§ **EXERCISE**:
Select every line below containing the word "React".

-- start --

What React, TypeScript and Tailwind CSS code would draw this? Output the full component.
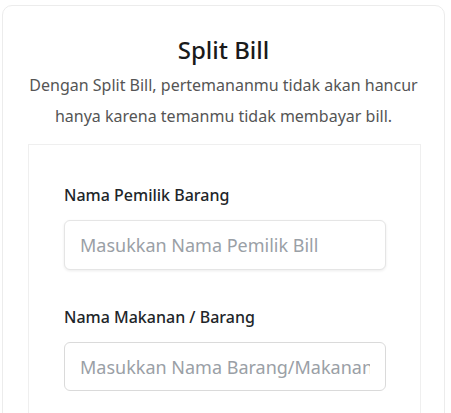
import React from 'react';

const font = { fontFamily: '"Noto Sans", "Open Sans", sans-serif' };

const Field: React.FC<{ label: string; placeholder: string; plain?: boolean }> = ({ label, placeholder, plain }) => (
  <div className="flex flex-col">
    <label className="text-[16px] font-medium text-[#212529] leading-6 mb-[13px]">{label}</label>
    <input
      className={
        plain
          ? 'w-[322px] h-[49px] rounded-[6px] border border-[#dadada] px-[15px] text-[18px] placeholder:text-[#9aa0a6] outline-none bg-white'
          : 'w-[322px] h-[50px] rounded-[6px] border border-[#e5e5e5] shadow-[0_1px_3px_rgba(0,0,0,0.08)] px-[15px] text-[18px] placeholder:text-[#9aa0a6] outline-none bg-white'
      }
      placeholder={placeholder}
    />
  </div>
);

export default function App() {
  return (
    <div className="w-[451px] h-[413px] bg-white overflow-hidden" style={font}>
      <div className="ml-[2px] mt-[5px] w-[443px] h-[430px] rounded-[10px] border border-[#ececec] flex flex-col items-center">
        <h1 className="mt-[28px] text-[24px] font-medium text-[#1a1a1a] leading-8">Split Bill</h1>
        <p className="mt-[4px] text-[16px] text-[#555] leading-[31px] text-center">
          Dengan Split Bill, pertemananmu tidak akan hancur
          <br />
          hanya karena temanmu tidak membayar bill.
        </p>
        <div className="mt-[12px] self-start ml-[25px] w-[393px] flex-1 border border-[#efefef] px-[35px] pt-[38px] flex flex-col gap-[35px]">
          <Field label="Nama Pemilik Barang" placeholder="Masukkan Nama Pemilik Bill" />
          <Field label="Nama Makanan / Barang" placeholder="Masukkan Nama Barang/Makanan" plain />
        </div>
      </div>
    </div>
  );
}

-- end --

§ **OUTPUT OF THE EXERCISE**:
What React, TypeScript and Tailwind CSS code would draw this? Output the full component.
import React from 'react';
const Field: React.FC<{ label: string; placeholder: string; plain?: boolean }> = ({ label, placeholder, plain }) => (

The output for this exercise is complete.